In another recent podcast, Crews and Griffin groused that President Trump has failed to deliver much for his populist-nationalist base other than symbolic gestures like his Twitter war against the NFL.

“We’ve got to appeal to those disillusioned Trump voters,” Crews said, “who’ve not received immigration reform, build-a-wall-deport-them-all, haven’t received the NAFTA repeal and trying to restructure the economy to benefit the working man.”

Crews and other League leaders are playing coy about the organization’s next move, but Hill said in a recent podcast their next event will be independent of their Nationalist Front coalition partners. He added that the League is “trying to present an image of an activist boots-in-the-street-boots-on-the-ground organization.”

Crews told Hill during an episode of the podcast in early November that he was trying to reorganize his law practice to free up more time to travel for League events.

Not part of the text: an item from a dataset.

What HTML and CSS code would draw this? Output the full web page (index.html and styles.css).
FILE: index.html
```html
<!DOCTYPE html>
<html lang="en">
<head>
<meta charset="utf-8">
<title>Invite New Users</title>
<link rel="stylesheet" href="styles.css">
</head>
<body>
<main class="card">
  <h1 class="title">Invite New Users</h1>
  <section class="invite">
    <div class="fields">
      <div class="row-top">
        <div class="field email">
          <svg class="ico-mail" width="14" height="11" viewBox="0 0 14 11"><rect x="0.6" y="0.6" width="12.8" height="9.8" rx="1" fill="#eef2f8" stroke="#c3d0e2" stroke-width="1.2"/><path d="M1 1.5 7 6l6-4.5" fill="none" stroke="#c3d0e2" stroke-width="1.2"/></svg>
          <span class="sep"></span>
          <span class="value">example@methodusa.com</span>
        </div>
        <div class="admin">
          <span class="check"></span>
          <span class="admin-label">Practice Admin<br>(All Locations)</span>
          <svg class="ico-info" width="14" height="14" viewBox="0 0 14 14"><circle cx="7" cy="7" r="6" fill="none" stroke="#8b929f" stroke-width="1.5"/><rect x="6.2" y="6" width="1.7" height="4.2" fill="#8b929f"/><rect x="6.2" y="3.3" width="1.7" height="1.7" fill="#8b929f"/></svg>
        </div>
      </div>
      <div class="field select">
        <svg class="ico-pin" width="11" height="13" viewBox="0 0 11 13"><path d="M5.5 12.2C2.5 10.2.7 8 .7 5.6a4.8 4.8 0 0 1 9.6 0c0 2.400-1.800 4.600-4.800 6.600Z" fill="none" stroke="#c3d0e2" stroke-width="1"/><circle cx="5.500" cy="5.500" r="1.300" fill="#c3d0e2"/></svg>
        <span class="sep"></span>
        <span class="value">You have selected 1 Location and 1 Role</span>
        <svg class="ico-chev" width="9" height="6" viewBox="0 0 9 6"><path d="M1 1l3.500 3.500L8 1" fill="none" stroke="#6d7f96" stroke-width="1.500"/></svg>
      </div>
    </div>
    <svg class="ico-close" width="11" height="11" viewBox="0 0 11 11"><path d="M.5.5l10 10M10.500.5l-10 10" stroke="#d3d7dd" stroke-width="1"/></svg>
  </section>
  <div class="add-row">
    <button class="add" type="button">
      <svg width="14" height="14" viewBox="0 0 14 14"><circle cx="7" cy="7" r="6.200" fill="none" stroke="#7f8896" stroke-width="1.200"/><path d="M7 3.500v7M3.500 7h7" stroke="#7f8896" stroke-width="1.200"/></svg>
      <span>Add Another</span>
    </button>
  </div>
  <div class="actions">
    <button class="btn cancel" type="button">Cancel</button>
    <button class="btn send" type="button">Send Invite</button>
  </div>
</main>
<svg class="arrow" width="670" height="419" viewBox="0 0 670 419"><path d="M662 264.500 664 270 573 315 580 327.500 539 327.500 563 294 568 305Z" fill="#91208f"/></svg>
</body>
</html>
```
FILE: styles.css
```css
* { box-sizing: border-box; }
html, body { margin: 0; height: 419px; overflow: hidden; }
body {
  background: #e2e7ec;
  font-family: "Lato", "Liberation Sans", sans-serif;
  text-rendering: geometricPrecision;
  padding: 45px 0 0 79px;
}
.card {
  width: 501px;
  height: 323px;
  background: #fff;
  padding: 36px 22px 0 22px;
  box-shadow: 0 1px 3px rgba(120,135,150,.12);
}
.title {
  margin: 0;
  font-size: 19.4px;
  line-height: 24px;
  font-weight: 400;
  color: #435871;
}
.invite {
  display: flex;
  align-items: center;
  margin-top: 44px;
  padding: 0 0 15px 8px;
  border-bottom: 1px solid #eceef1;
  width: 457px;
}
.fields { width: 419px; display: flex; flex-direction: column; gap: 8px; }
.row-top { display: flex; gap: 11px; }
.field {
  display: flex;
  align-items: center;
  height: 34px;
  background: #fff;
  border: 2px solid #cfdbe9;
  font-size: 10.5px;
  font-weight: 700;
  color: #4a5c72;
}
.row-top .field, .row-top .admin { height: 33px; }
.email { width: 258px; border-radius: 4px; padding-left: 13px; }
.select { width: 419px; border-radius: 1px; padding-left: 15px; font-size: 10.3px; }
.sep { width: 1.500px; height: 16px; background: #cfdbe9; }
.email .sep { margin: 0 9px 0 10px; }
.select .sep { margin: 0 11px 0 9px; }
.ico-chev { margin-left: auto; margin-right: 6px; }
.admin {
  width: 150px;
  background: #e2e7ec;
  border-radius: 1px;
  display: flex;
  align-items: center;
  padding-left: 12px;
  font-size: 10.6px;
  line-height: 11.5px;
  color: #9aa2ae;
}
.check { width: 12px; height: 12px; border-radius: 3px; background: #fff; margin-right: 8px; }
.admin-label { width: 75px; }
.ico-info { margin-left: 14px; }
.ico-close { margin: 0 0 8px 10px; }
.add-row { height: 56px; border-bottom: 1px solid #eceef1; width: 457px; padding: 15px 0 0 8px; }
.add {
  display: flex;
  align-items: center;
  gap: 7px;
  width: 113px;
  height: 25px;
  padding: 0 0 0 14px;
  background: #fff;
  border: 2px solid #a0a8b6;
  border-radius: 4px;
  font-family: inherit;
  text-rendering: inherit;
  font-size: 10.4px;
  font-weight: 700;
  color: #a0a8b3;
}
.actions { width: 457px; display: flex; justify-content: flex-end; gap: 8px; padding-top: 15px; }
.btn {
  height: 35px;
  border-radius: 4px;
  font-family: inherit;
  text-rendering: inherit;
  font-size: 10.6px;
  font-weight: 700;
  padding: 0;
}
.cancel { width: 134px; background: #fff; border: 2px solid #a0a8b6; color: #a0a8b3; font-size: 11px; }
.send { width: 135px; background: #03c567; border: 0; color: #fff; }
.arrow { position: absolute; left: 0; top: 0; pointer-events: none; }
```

Befitting an activist ready to make a clean break from US political norms, Crews tweeted on Nov. 4: “A revolutionary political movement ought to be formed as a DAO (decentralized autonomous organization). This allows maximum security but still has an accepted ‘chain’ of command.” He explained further: “Members can remain anonymous. There is not a set command control which could be subverted or captured, which differs from cell orgs.”

Crews’ law practice in downtown Kernersville shares space in the Hart Complex with an architecture firm, a naturopathic health center and a boutique clothing store. On a recent Saturday, holiday shoppers strolled the bustling strip for the “Christmas Around the World” festival, sponsored by the Kernersville Chamber of Commerce. A short block north of Crews’ law office they poured into an airy wine bar that also specializes in cocktails and craft beer, subdivided into stalls for a holiday market stocked with everything from vintage Carhartt pants to local pottery.

The holiday shoppers browsing local made goods likely had no idea that a lawyer with an office on the strip spends his free time making podcasts to promote the establishment of a white Christian ethno-state in the US South.